Well the day had arrived, the day we would be crossing the Never Never along with fording the Mersey River. One big challenge in a day is enough but today there was no choice but to tackle two challenges. Once signing in the log book we headed off to discover the track down to Clark Falls, what track??? There appeared to be no actual track but rather scuffed up areas that suggested others had gone before us. We basically slid down the steep embankment to the rivers edge grabbing onto tree branches to steady our ourselves. It may have been a rough trip down but Clark falls was spectacular as the water spilt the rock.
After being bathed in beauty it was time to push on with our next adventure to negotiate along the rivers edge which was rough and at times had us climbing over and under large rocks until we reached a point of “where to now”. Only obvious option was to scramble up the steep river bank and with a loaded pack on the back it was no easy task but scramble we did and make it we did. Next challenged we were confronted with was a very overgrown track, atleast there was something underfoot that resembled a track.
The track lead us back to the rivers edge where we enjoyed another waterfall before entering the exposed fields of button grass, again bouncing along in between being thrown off balance landing on to the muddy ground. Ian came to a screaming holt as he decided it best to give way to a snake slithering by.
Just as we were recovering from the snake close encounter a group of three hikers walking in the opposite direction appeared. As we chatted one of the ladies took her gaiters off only to discover a couple of leeches attached to her legs. Honestly her legs were covered in blood and she was hysterical.
We continued on trying to sight what could be a track that would lead us to the designated fallen tree to cross over the Mersey River. We perused the map, set compass readings and checked the gps co-ordinates, yes we had it all. Well we arrived at the said tree but boy it looked like an awkward scrabble across the fallen tree and the thought of trying to balance with the pack on our backs was abit much. The positive was the river level wasn’t high and certainly not flowing fast so we walked a few metres further and came across what appeared to be a suitable place to cross and that’s just what we did. Once both safely across we stopped and let out a huge sigh of relief as we had crossed the Never Never and never got lost and we had crossed the Mersey River without being swept down stream, phew!
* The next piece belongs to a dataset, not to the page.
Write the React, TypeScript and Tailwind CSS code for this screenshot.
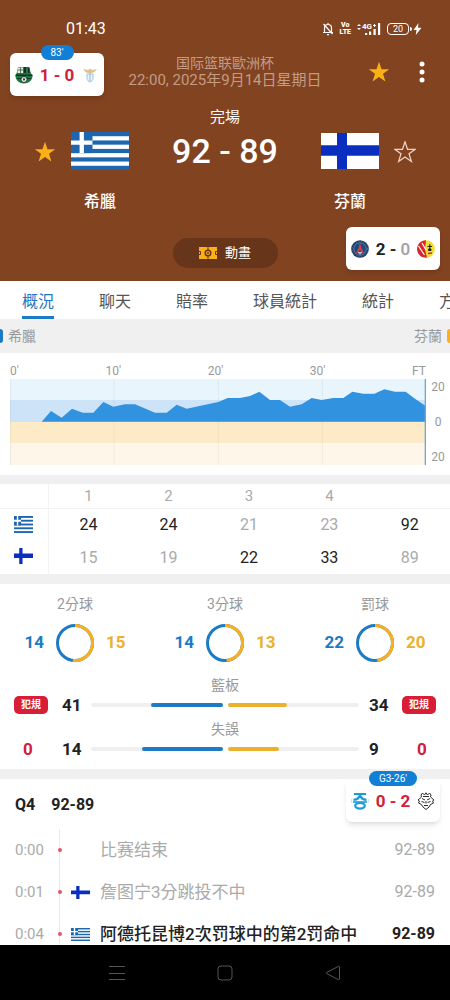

BUT we weren’t finished yet as now on the other side of the river there was no track at all so back to bush bashing carving our own path, the joys of hiking but we love it. In the distance we could hear the roar of what we hoped would be McCoy Falls, yet another stunning waterfall in full flow. Surprise surprise downstream of the falls a well worn obvious track appeared following the river edge. The track lead us right to the top of Hartnett Falls. All the other falls we viewed from the river bed but here at Hartnett we were at the top where the water flowed over. What a perfect spot for lunch, with boots off we dangled our feet in the cool refreshing water as it spilt over.
A slow steady rough climb up to join the Overland Track and walk out to Narcissus Hut. Totally seemed like an anti climax to what we had just been through. Next morning we took the ferry across Lake St Clair to Cynthia Bay Resort where we enjoyed a well earned meal before travelling back to Hobart on the bus.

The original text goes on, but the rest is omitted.